We never stock the stuff at home, mind you. My fitness-conscious wife claims that “it turns me into a bad person.” In the past, she’s taken to hiding the Hostess behind more health-centric foodstuffs, depriving the children of a chance to ransack it before she does. While the pundit postmortems have seen everyone putting on their team jerseys and playing their dutiful parts—liberals blaming the company’s demise on vulture capitalists, conservatives faulting spoiled unions—there has been a prevailing sentiment by most windbags that part of the problem was that the country has moved on from Hostess’s brand of naked decadence.

Like most windbaggery wisdom, this is crap, as anyone who has waddled out of the office and bumped into his fellow fat Americans (who on average consume more than 156 pounds of added sugar every year) would know. That was the beauty of Hostess. It was what it was and made no apologies for itself. Yes, it could surprise you with its nutritional well-roundedness: filling your sugar quota, while stealthily providing 9 percent of your daily recommended sodium.

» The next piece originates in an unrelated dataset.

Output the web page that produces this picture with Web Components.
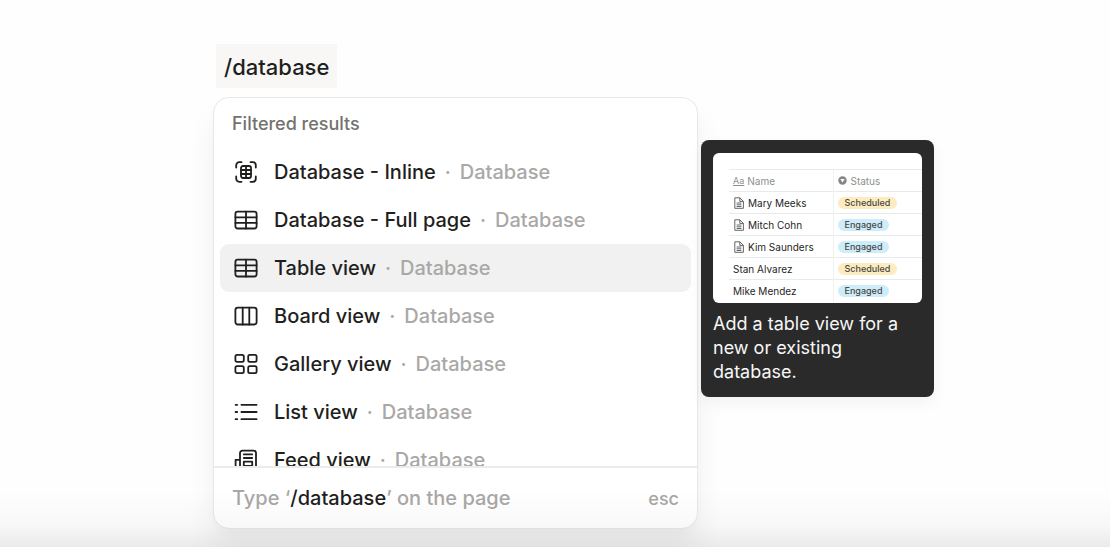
<!DOCTYPE html>
<html lang="en">
<head>
<meta charset="utf-8">
<meta name="viewport" content="width=device-width, initial-scale=1">
<title>Slash command menu</title>
<style>
body { margin: 0; background: #fefefe; font-family: Inter, "Liberation Sans", sans-serif; color: #1f1f1e; }
</style>
</head>
<body>
<editor-page>
  <slash-command slot="command">/database</slash-command>
  <command-menu heading="Filtered results">
    <menu-option icon="inline" hint="Database">Database - Inline</menu-option>
    <menu-option icon="table" hint="Database">Database - Full page</menu-option>
    <menu-option icon="table" hint="Database" active>Table view</menu-option>
    <menu-option icon="board" hint="Database">Board view</menu-option>
    <menu-option icon="gallery" hint="Database">Gallery view</menu-option>
    <menu-option icon="list" hint="Database">List view</menu-option>
    <menu-option icon="feed" hint="Database">Feed view</menu-option>
    <span slot="footer">Type ‘<b>/database</b>’ on the page</span>
    <span slot="key">esc</span>
  </command-menu>
  <preview-card slot="preview">
    <preview-table slot="picture"></preview-table>
    Add a table view for a new or existing database.
  </preview-card>
</editor-page>

<script>
const define = (name, html, setup) => {
  const template = document.createElement('template');
  template.innerHTML = html;
  customElements.define(name, class extends HTMLElement {
    constructor() {
      super();
      this.attachShadow({ mode: 'open' }).append(template.content.cloneNode(true));
    }
    connectedCallback() {
      if (setup) setup(this, this.shadowRoot);
    }
  });
};

const svg = (body) => `<svg viewBox="0 0 24 24" width="24" height="24" fill="none" stroke="currentColor" stroke-width="1.8" stroke-linecap="round" stroke-linejoin="round" aria-hidden="true">${body}</svg>`;

const icons = {
  inline: svg('<path d="M7.5 2.2H5.2a3 3 0 0 0-3 3v2.3M16.5 2.2h2.3a3 3 0 0 1 3 3v2.3M7.5 21.8H5.2a3 3 0 0 1-3-3v-2.3M16.5 21.8h2.3a3 3 0 0 0 3-3v-2.3"/><rect x="7" y="6" width="10" height="12" rx="2"/><path d="M12 6v12M7 10h10M7 14h10"/>'),
  table: svg('<rect x="1.4" y="3.7" width="21.2" height="16.8" rx="2.2"/><path d="M12 3.7v16.8M1.4 9.3h21.2M1.4 14.9h21.2"/>'),
  board: svg('<rect x="1.4" y="3.7" width="21.2" height="16.8" rx="2.4"/><path d="M8.7 3.7v16.8M15.3 3.7v16.8"/>'),
  gallery: svg('<rect x="1.4" y="2.8" width="8.4" height="7" rx="1.6"/><rect x="14.2" y="2.8" width="8.4" height="7" rx="1.6"/><rect x="1.4" y="14.2" width="8.4" height="7" rx="1.6"/><rect x="14.2" y="14.2" width="8.4" height="7" rx="1.6"/>'),
  list: svg('<path d="M1.6 4.8h1.6M1.6 12h1.6M1.6 19.2h1.6M7.4 4.8h15.2M7.4 12h15.2M7.4 19.2h15.2"/>'),
  feed: svg('<path d="M6 20V5a2.4 2.4 0 0 1 2.4-2.4h11.2A2.4 2.4 0 0 1 22 5v14a2.4 2.4 0 0 1-2.4 2.4H4a2.4 2.4 0 0 1-2.4-2.4v-7.2h4.2"/><path d="M9.8 6.4h8.4M9.8 10h8.4"/><rect x="9.8" y="13.6" width="8.4" height="4.4"/>')
};

define('editor-page', `
  <style>
    :host { display: block; box-sizing: border-box; min-height: 100vh; padding: 44px 176px 18px 213px; }
    .command { padding-left: 3px; margin-bottom: 9px; }
    .row { display: flex; align-items: flex-start; gap: 3px; }
    ::slotted(command-menu) { flex: 1; min-width: 0; }
    ::slotted(preview-card) { flex: none; margin-top: 43px; }
    .fade { position: fixed; inset: auto 0 0 0; height: 56px; pointer-events: none; z-index: 2;
      background: linear-gradient(rgba(0,0,0,0), rgba(0,0,0,.025) 60%, rgba(0,0,0,.08)); }
  </style>
  <main>
    <div class="command"><slot name="command"></slot></div>
    <div class="row"><slot></slot><slot name="preview"></slot></div>
  </main>
  <div class="fade"></div>`);

define('slash-command', `
  <style>
    :host { display: flex; }
    span { background: #f8f7f6; padding: 9px 8px 7px; font-size: 22px; line-height: 28px; font-weight: 500; }
  </style>
  <span><slot></slot></span>`);

define('command-menu', `
  <style>
    :host { display: block; }
    section { box-sizing: border-box; border: 1px solid #e8e8e7; border-radius: 16px; background: #fff; overflow: hidden;
      box-shadow: 0 20px 30px rgba(0,0,0,.06), 0 4px 10px rgba(0,0,0,.02); }
    h2 { margin: 0; padding: 14px 18px 12px; font-size: 18px; line-height: 24px; font-weight: 500; color: #73726e; }
    .list { height: 318px; overflow: hidden; padding: 0 6px; }
    footer { display: flex; justify-content: space-between; align-items: center; padding: 16px 18px 15px; border-top: 2px solid #ececeb;
      color: #a9a8a6; font-size: 20px; line-height: 29px; font-weight: 450; }
    ::slotted([slot=key]) { font-size: 18px; }
  </style>
  <section>
    <h2></h2>
    <div class="list" role="menu"><slot></slot></div>
    <footer><slot name="footer"></slot><slot name="key"></slot></footer>
  </section>`, (host, root) => {
  root.querySelector('h2').textContent = host.getAttribute('heading');
  const strong = host.querySelector('b');
  strong.style.fontWeight = '500';
  strong.style.color = '#1f1f1e';
});

define('menu-option', `
  <style>
    :host { display: block; }
    button { display: flex; align-items: center; width: 100%; height: 48px; padding: 0 14px; border: 0; border-radius: 9px;
      background: none; font: inherit; font-size: 20px; line-height: 28px; font-weight: 450; color: inherit; text-align: left; }
    :host([active]) button { background: #f1f1f1; }
    .icon { display: flex; margin-right: 16px; }
    .dot { width: 24px; text-align: center; color: #a9a8a6; }
    .hint { color: #a9a8a6; }
  </style>
  <button type="button" role="menuitem"><span class="icon"></span><slot></slot><span class="dot">·</span><span class="hint"></span></button>`,
  (host, root) => {
    root.querySelector('.icon').innerHTML = icons[host.getAttribute('icon')];
    root.querySelector('.hint').textContent = host.getAttribute('hint');
  });

define('preview-card', `
  <style>
    :host { display: block; box-sizing: border-box; width: 233px; padding: 13px 12px; border-radius: 8px; background: #2a2a2a;
      color: #f7f7f7; box-shadow: 0 6px 16px rgba(0,0,0,.05); }
    p { margin: 9px 0 0; font-size: 18px; line-height: 24px; }
  </style>
  <slot name="picture"></slot>
  <p><slot></slot></p>`);

define('preview-table', `
  <style>
    :host { display: block; overflow: hidden; height: 150px; border-radius: 6px; background: #fff; }
    table { width: calc(100% - 16px); margin: 16px 0 0 16px; border-collapse: collapse; table-layout: fixed; font-size: 10px; line-height: 12px; color: #1f1f1e; }
    th, td { box-sizing: border-box; height: 22px; padding: 0 4px; border-top: 1px solid #e6ebeb; text-align: left; font-weight: 400; white-space: nowrap; }
    th { color: #8f8f8d; }
    th:first-child { width: 104px; }
    th + th, td + td { border-left: 1px solid #f0f2f2; }
    .cell { display: flex; align-items: center; gap: 3px; }
    th + th .cell { gap: 4px; }
    .tag { display: inline-block; padding: 0 7px; border-radius: 6px; font-size: 9px; font-weight: 500; color: #4a4844; }
    .Scheduled { background: #fcecbf; }
    .Engaged { background: #cdedfb; }
    svg { flex: none; }
    u { font-size: 9px; }
  </style>
  <table>
    <thead><tr><th><span class="cell"><u>Aa</u>Name</span></th>
    <th><span class="cell"><svg viewBox="0 0 9 9" width="9" height="9"><circle cx="4.5" cy="4.5" r="4.2" fill="#858583"/><path d="M2.3 3.1h4.4L4.5 6.6z" fill="#fff"/></svg>Status</span></th></tr></thead>
    <tbody></tbody>
  </table>`, (host, root) => {
  const page = '<svg viewBox="0 0 12 12" width="12" height="12" fill="none" stroke="#555" stroke-width=".9"><path d="M1.8.8h5l3.6 3.6v6.9H1.8zM6.8.8v3.6h3.6M3.6 6h4.8M3.6 7.8h4.8M3.6 9.5h4.8"/></svg>';
  const people = [['Mary Meeks', 'Scheduled', 1], ['Mitch Cohn', 'Engaged', 1], ['Kim Saunders', 'Engaged', 1], ['Stan Alvarez', 'Scheduled', 0], ['Mike Mendez', 'Engaged', 0]];
  root.querySelector('tbody').innerHTML = people.map(([name, status, hasPage]) =>
    `<tr><td><span class="cell">${hasPage ? page : ''}<span>${name}</span></span></td><td><span class="tag ${status}">${status}</span></td></tr>`).join('');
});
</script>
</body>
</html>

But it wasn’t snacking-as-cultural-signifier. It carried none of the red-velvet froufrou-ery that has caused every hipster in retro ranch-hand shirt and dork-glasses to open annoyingly named cupcakeries (“Cake My Day”), where they serve confections impishly decorated like iPhone apps, with so much icing you need to eat it with a steak knife. No, Hostess was a clean, crisp Budweiser in a land of overcomplicated microbrews. It was simple and honest. It didn’t come with a “story.” It was something to be bought surreptitiously, thrown in a 7-Eleven bag, and wolfed down in the parking lot in shame, as God intended us to take our earthly pleasures when He bounced us from The Garden, thus enhancing the enjoyment. 

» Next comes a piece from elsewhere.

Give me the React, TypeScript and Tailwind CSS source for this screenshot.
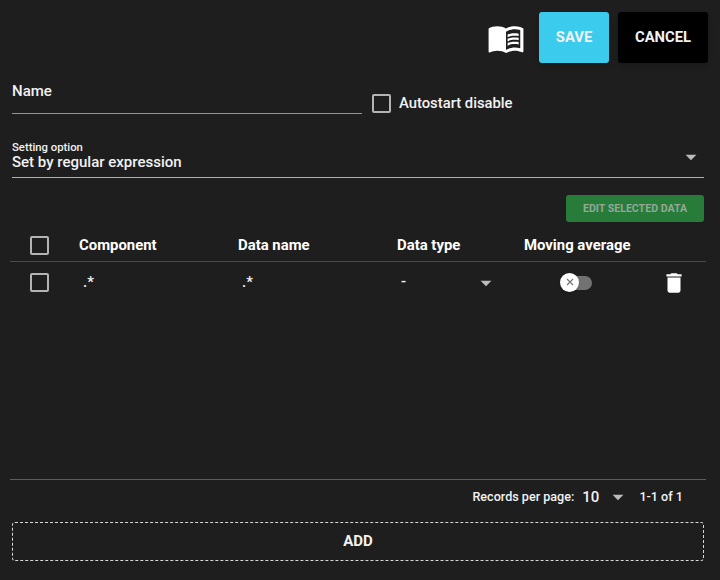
import type { ReactNode } from "react";
import { MdArrowDropDown, MdDelete, MdMenuBook } from "react-icons/md";

const rows = [{ component: ".*", dataName: ".*", dataType: "-" }];

function Checkbox({ label }: { label: string }) {
  return (
    <span
      role="checkbox"
      aria-checked={false}
      aria-label={label}
      className="block size-[19px] shrink-0 rounded-[2px] border-2 border-[#b4b4b4]"
    />
  );
}

function Caret() {
  return <MdArrowDropDown size={26} className="shrink-0 text-[#bcbcbc]" />;
}

function Toggle() {
  return (
    <div role="switch" aria-checked={false} className="flex h-5 w-8 items-center">
      <span className="z-10 flex size-[19px] shrink-0 items-center justify-center rounded-full bg-white shadow-sm">
        <svg viewBox="0 0 8 8" className="mb-px size-2" stroke="#777" strokeWidth="1.2">
          <path d="M1 1l6 6M7 1l-6 6" />
        </svg>
      </span>
      <span className="-ml-3 h-3.5 w-[25px] rounded-r-full bg-[#727272]" />
    </div>
  );
}

function TableRow({ className, children }: { className: string; children: ReactNode }) {
  return (
    <div
      className={`grid grid-cols-[69px_159px_159px_127px_118px_1fr] items-center ${className}`}
    >
      {children}
    </div>
  );
}

export default function App() {
  return (
    <div className="flex h-[580px] w-[720px] flex-col bg-[#1e1e1e] pt-3 pr-4 pl-[10px] font-['Roboto',sans-serif] text-[15px] font-medium text-[#f2f2f2]">
      <header className="-mr-1 flex h-[51px] shrink-0 items-center justify-end">
        <MdMenuBook size={38} className="mr-[14px] text-white" />
        <button
          type="button"
          className="mr-[9px] h-[51px] w-[70px] rounded-[3px] bg-[#3bcbed] text-[14.8px] font-bold shadow-md"
        >
          SAVE
        </button>
        <button
          type="button"
          className="h-[51px] w-[90px] rounded-[3px] bg-black text-[14.8px] font-bold shadow-md"
        >
          CANCEL
        </button>
      </header>

      <div className="ml-0.5 flex h-[51px] shrink-0">
        <div className="h-[51px] w-[350px] border-b border-[#949494] pt-[18px] leading-5">
          Name
        </div>
        <label className="ml-2.5 flex items-center gap-2 pt-[30px]">
          <Checkbox label="Autostart disable" />
          <span className="-mt-0.5 text-[14.8px] leading-5">Autostart disable</span>
        </label>
      </div>

      <div className="mt-[26px] ml-0.5 flex h-[38px] shrink-0 justify-between border-b border-[#b0b0b0]">
        <div>
          <div className="pt-px text-[11.3px] leading-[14px]">Setting option</div>
          <div className="-mt-px leading-4">Set by regular expression</div>
        </div>
        <div className="mt-1">
          <Caret />
        </div>
      </div>

      <button
        type="button"
        disabled
        className="mt-[17px] h-[27px] w-[138px] shrink-0 self-end rounded-[3px] bg-[#267c38] text-[10.6px] font-bold text-[#96a698]"
      >
        EDIT SELECTED DATA
      </button>

      <div className="-mr-0.5 flex h-[258px] shrink-0 flex-col border-b border-[#5c5c5c] pt-[7px]">
        <TableRow className="h-[33px] border-b border-[#4b4b4b] text-[14.9px] font-bold text-white">
          <div className="pl-5">
            <Checkbox label="Select all" />
          </div>
          <div>Component</div>
          <div>Data name</div>
          <div>Data type</div>
          <div>Moving average</div>
        </TableRow>
        {rows.map((row, index) => (
          <TableRow key={index} className="h-[41px]">
            <div className="pl-5">
              <Checkbox label="Select row" />
            </div>
            <div className="pl-1">{row.component}</div>
            <div className="pl-1">{row.dataName}</div>
            <div className="flex items-center justify-between pr-[25px] pl-1">
              <span className="-mt-0.5">{row.dataType}</span>
              <Caret />
            </div>
            <div className="pl-9">
              <Toggle />
            </div>
            <div className="pl-[19px]">
              <MdDelete size={26} className="text-white" />
            </div>
          </TableRow>
        ))}
      </div>

      <footer className="flex h-[34px] shrink-0 items-center justify-end pr-[21px] text-[12.6px]">
        <span>Records per page:</span>
        <span className="ml-2 text-[15px]">10</span>
        <span className="ml-[6px]">
          <Caret />
        </span>
        <span className="ml-2">1-1 of 1</span>
      </footer>

      <button
        type="button"
        className="mt-[8px] ml-0.5 h-[39px] shrink-0 rounded-[3px] border border-dashed border-[#d8d8d8] font-bold"
      >
        ADD
      </button>
    </div>
  );
}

With our own stash quickly decimated, my family gathered around the table for what Dean called “The Last Supper.” Online recipes now proliferate, instructing you how to make your own. But it won’t be the same. The sugar and wheat flour are doable. But how to lay hands on the monocalcium phosphate, the locust bean gum, the Polysorbate 60—the chemical alchemy that yielded the old black magic? 

As Dean put down his last cupcake while blowing “Taps” on an imaginary bugle, my wife asked Luke if she could have a bite of his Twinkie. I suggested she was some kind of monster, infringing on the last Twinkie he will ever know. “You make Hostess not fun,” she snapped.

Guilty. All deaths in the family are un-fun ones.